The realization of his hopes was more accidental than inferential. The compounds with which he worked, neither produced a visible nor a latent image capable of being developed with any of the chemicals with which he was experimenting. At last accident rendered him more service than reasoning, and occult properties produced the effect his mental and inductive faculties failed to accomplish; and here we observe the great difference between the two successful discoverers, Reade and Daguerre. At this stage of the discovery I ignore Talbot’s claim in toto. Reade arrived at his results by reasoning, experiment, observation, and judiciously weakening and controlling the re-agent he commenced his researches with. He had the infinite pleasure and disappointment of seeing his first picture flash into existence, and disappear again almost instantly, but in that instant he saw the cause of his success and failure, and his inductive reasoning reduced his failure to success; whereas Daguerre found his result, was puzzled, and utterly at a loss to account for it, and it was only by a process of blind-man’s bluff in his chemical cupboard that he laid his hands on the precious pot of mercury that produced the visible image.

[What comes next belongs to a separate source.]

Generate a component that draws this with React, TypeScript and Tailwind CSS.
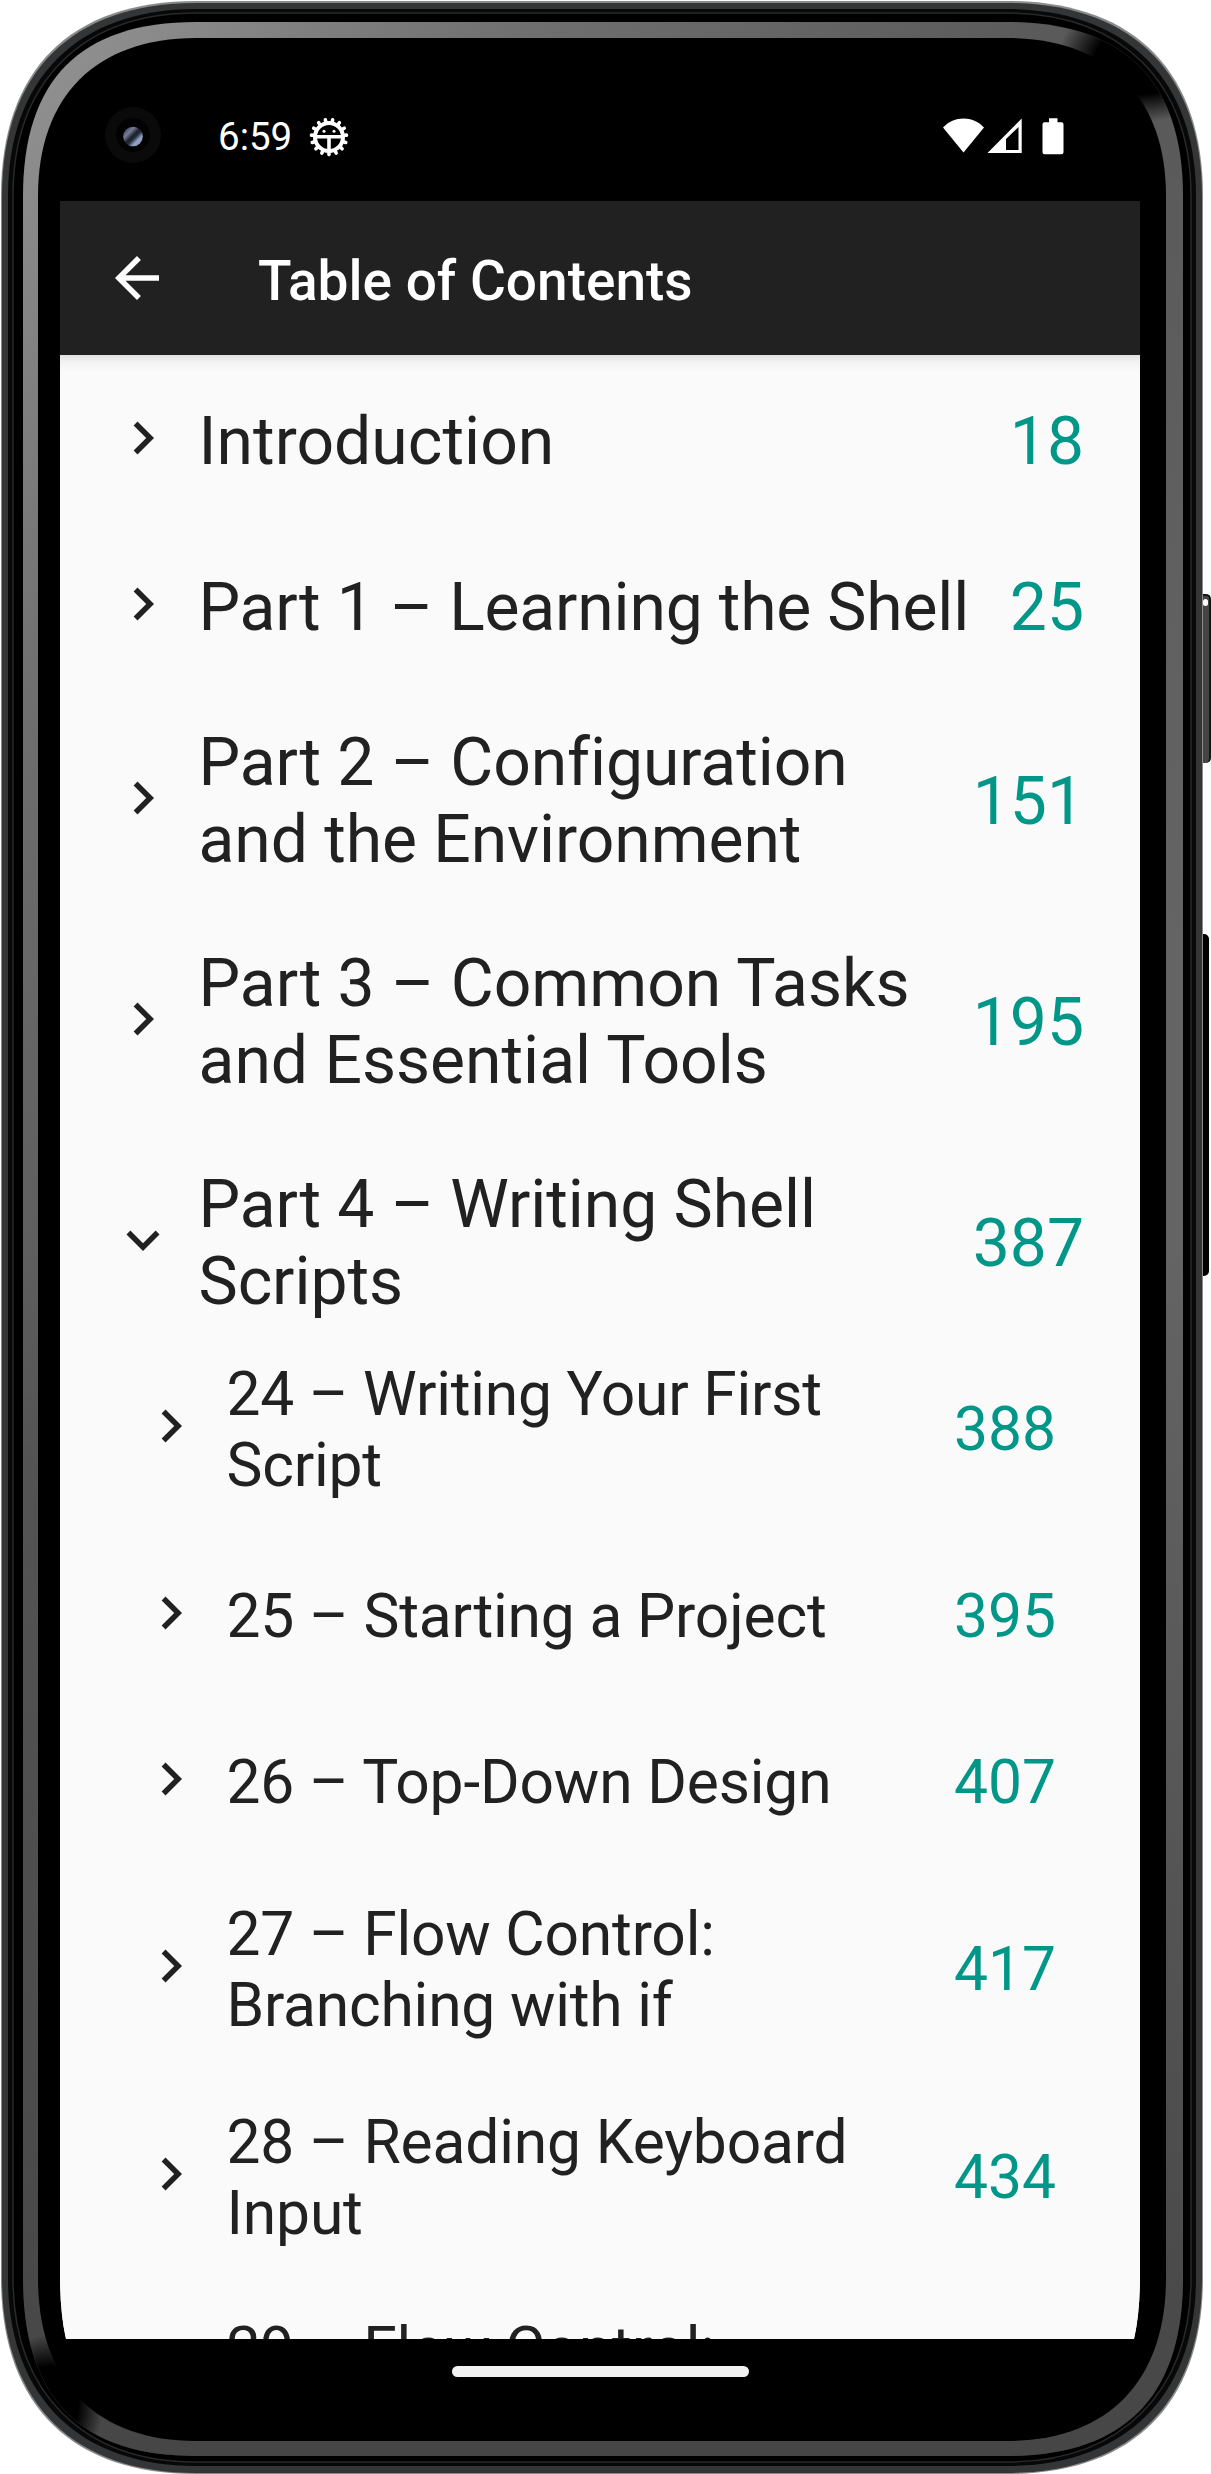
import React from "react";

type Entry = { lines: string[]; page: string; open?: boolean; sub?: boolean; h: string; track?: string };

const entries: Entry[] = [
  { lines: ["Introduction"], page: "18", h: "h-[166px]", track: "tracking-[0.05px]" },
  { lines: ["Part 1 – Learning the Shell"], page: "25", h: "h-[166px]", track: "tracking-[-0.18px]" },
  { lines: ["Part 2 – Configuration", "and the Environment"], page: "151", h: "h-[221px]", track: "tracking-[-0.06px]" },
  { lines: ["Part 3 – Common Tasks", "and Essential Tools"], page: "195", h: "h-[221px]" },
  { lines: ["Part 4 – Writing Shell", "Scripts"], page: "387", open: true, h: "h-[221px] -mb-[28px]", track: "tracking-[-0.06px]" },
  { lines: ["24 – Writing Your First", "Script"], page: "388", sub: true, h: "h-[208px]", track: "tracking-[-0.22px]" },
  { lines: ["25 – Starting a Project"], page: "395", sub: true, h: "h-[166px]", track: "tracking-[-0.16px]" },
  { lines: ["26 – Top-Down Design"], page: "407", sub: true, h: "h-[166px]", track: "tracking-[-0.16px]" },
  { lines: ["27 – Flow Control:", "Branching with if"], page: "417", sub: true, h: "h-[208px]", track: "tracking-[-0.2px]" },
  { lines: ["28 – Reading Keyboard", "Input"], page: "434", sub: true, h: "h-[208px] -mb-px", track: "tracking-[-0.15px]" },
  { lines: ["29 – Flow Control:", "\u00a0"], page: "", sub: true, h: "h-[208px]", track: "tracking-[-0.2px]" },
];

function Row({ e }: { e: Entry }) {
  const size = e.sub ? "text-[60.5px] leading-[71px]" : "text-[66px] leading-[77px]";
  return (
    <li className={`flex shrink-0 items-center ${e.h} ${e.sub ? "pl-[78px] pr-[84px]" : "pl-[50px] pr-[56px]"}`}>
      <svg viewBox="0 0 24 24" className="mt-[-6px] h-[66px] w-[66px] shrink-0" fill="#212121">
        {e.open ? (
          <path d="M7.41 8.59 12 13.17l4.59-4.58L18 10l-6 6-6-6z" />
        ) : (
          <path d="M8.59 16.59 13.17 12 8.59 7.41 10 6l6 6-6 6z" />
        )}
      </svg>
      <div className={`ml-[22.5px] mt-px whitespace-nowrap text-[#212121] ${size} ${e.track ?? ""}`}>
        {e.lines.map((l) => (
          <div key={l}>{l}</div>
        ))}
      </div>
      <div className={`ml-auto mt-px text-[#009688] ${size}`}>{e.page}</div>
    </li>
  );
}

const teeth = Array.from({ length: 15 }, (_, i) => i * 24 + 12);

function StatusBar() {
  return (
    <div className="relative flex h-[201px] items-center pl-[218px] pr-[147px] pt-[72px]">
      <svg viewBox="0 0 56 56" className="absolute left-[105px] top-[107px] h-[56px] w-[56px]">
        <defs>
          <linearGradient id="lens" x1="0" y1="0" x2="1" y2="1">
            <stop offset="0" stopColor="#22242f" />
            <stop offset="0.3" stopColor="#767d98" />
            <stop offset="0.48" stopColor="#1c202a" />
            <stop offset="0.58" stopColor="#27303f" />
            <stop offset="0.72" stopColor="#91a2c4" />
            <stop offset="1" stopColor="#8296bd" />
          </linearGradient>
        </defs>
        <circle cx="28" cy="28" r="28" fill="#0a0a0a" />
        <circle cx="28" cy="28" r="17" fill="#020203" />
        <circle cx="28" cy="29.5" r="9.8" fill="url(#lens)" />
      </svg>
      <span className="text-[38.5px] leading-[45px] text-white">6:59</span>
      <svg viewBox="0 0 40 40" className="ml-[17px] h-[40px] w-[40px]">
        <g stroke="#fff" strokeWidth="3.6" strokeLinecap="round">
          {teeth.map((a) => (
            <path key={a} d="M20 4v-1.600" transform={`rotate(${a} 20 20)`} />
          ))}
        </g>
        <circle cx="20" cy="20" r="14" fill="none" stroke="#fff" strokeWidth="4" />
        <path d="M7 19.8h26M20 20v15" stroke="#fff" strokeWidth="3.6" />
        <circle cx="15" cy="14.3" r="1.5" fill="#fff" />
        <circle cx="25" cy="14.3" r="1.5" fill="#fff" />
      </svg>
      <svg viewBox="0 0 122 38" className="ml-auto mt-[-2px] h-[38px] w-[122px]" fill="#fff">
        <path d="M1 10.5C12-1.5 31-1.5 42 10.5L21.5 35.5z" />
        <path fillRule="evenodd" d="M45.5 36 79.7 1.5V36zM64 33h12.5V10L64 22z" />
        <path d="M107 1.2h8.5v4h4q2 0 2 2v28q0 2-2 2h-17q-2 0-2-2v-28q0-2 2-2h4.500z" />
      </svg>
    </div>
  );
}

const BEZEL =
  "M23 196C23 80 80 22 196 22H1007C1123 22 1183 80 1183 196V2278C1183 2398 1123 2456 1007 2456H196C80 2456 23 2398 23 2278Z";

function PhoneFrame() {
  return (
    <svg viewBox="0 0 1211 2474" className="absolute inset-0 h-full w-full">
      <defs>
        <linearGradient id="bezel" gradientUnits="userSpaceOnUse" x1="0" y1="0" x2="1211" y2="900">
          <stop offset="0" stopColor="#979797" />
          <stop offset="0.3" stopColor="#6e6e6e" />
          <stop offset="0.6" stopColor="#585858" />
          <stop offset="1" stopColor="#646464" />
        </linearGradient>
        <linearGradient id="shade" x1="0" y1="0" x2="0" y2="1">
          <stop offset="0.5" stopColor="#000" stopOpacity="0" />
          <stop offset="1" stopColor="#000" stopOpacity="0.3" />
        </linearGradient>
        <radialGradient id="dark">
          <stop offset="0.55" stopColor="#000" />
          <stop offset="1" stopColor="#000" stopOpacity="0" />
        </radialGradient>
        <clipPath id="bezelClip">
          <path d={BEZEL} />
        </clipPath>
      </defs>
      <path d="M1 196C1 70 70 1 196 1H1007C1133 1 1203 70 1203 196V2278C1203 2404 1133 2474 1007 2474H196C70 2474 1 2404 1 2278Z" fill="#8a8a88" />
      <path d="M2 196C2 72 72 3 196 3H1007C1131 3 1202 72 1202 196V2278C1202 2402 1131 2473 1007 2473H196C72 2473 2 2402 2 2278Z" fill="#333536" />
      <path d="M8 196C8 78 78 9 196 9H1007C1125 9 1196 78 1196 196V2278C1196 2396 1125 2466 1007 2466H196C78 2466 8 2396 8 2278Z" fill="#080808" />
      <path d="M13 196C13 82 82 13 196 13H1007C1121 13 1191 82 1191 196V2278C1191 2392 1121 2462 1007 2462H196C82 2462 13 2392 13 2278Z" fill="#000" stroke="#292929" strokeWidth="1.5" />
      <path d={BEZEL} fill="url(#bezel)" />
      <path d={BEZEL} fill="url(#shade)" />
      <g clipPath="url(#bezelClip)">
        <ellipse cx="1142" cy="60" rx="85" ry="62" fill="url(#dark)" />
        <ellipse cx="48" cy="2405" rx="55" ry="70" fill="url(#dark)" />
      </g>
      <path d="M38 196C38 96 96 38 196 38H1007C1107 38 1166 96 1166 196V2278C1166 2382 1107 2441 1007 2441H196C96 2441 38 2382 38 2278Z" fill="#000" />
    </svg>
  );
}

export default function App() {
  return (
    <div className="relative h-[2474px] w-[1211px] overflow-hidden bg-white font-[Roboto,sans-serif]">
      <div className="absolute left-[1199px] top-[594px] h-[169px] w-[12px] rounded-r-[5px] border-r-2 border-t-2 border-[#151515] bg-[#454545]" />
      <div className="absolute left-[1203px] top-[599px] h-[7px] w-[5px] rounded-full bg-white" />
      <div className="absolute left-[1199px] top-[934px] h-[342px] w-[10px] rounded-r-[5px] bg-black" />
      <PhoneFrame />
      <div className="relative flex h-full flex-col">
        <StatusBar />
        <div className="mx-[60px] flex w-[1080px] flex-col">
          <header className="relative z-10 flex h-[154px] shrink-0 items-center bg-[#212121] pl-[44px]">
            <svg viewBox="0 0 24 24" className="h-[66px] w-[66px]" fill="#fff">
              <path d="M20 11H7.830l5.590-5.590L12 4l-8 8 8 8 1.410-1.410L7.830 13H20z" />
            </svg>
            <h1 className="ml-[88px] mt-[6px] text-[55px] font-medium leading-[64px] text-white">Table of Contents</h1>
          </header>
          <ul className="flex h-[1984px] flex-col overflow-hidden bg-[#fafafa] bg-[linear-gradient(#e2e2e2,#f2f2f2_7px,#fafafa_16px)] pt-[3px] [clip-path:path('M0_0H1080V1919Q1080_1958_1074_1984H6Q0_1958_0_1919Z')]">
            {entries.map((e) => (
              <Row key={e.lines[0]} e={e} />
            ))}
          </ul>
        </div>
        <div className="mx-auto mt-[27px] h-[11px] w-[297px] -translate-x-[5px] rounded-full bg-[#f2f2f2]" />
      </div>
    </div>
  );
}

That was a discovery, it is true; but a bungling one, at best. Daguerre only worked intelligently with one-half of the elements of success; the other was thrust in his way, and the most essential part of his achievement was a triumphant accident. Daguerre did half the work—or, rather, one-third—light did the second part, and chance performed the rest, so that Daguerre’s share of the honour was only one-third. Reade did two-thirds of the process, the first and third, intelligently; therefore to him alone is due the honour of discovering practical photography. His was a successful application of known properties, equal to an invention; Daguerre’s was an accidental result arising from unknown causes and effects, and consequently a discovery of the lowest order. To England, then, and not to France, is the world indebted for the discovery of photography, and in the order of its earliest, greatest, and most successful discoverers and advancers, I place the Rev. J. B. Reade first and highest.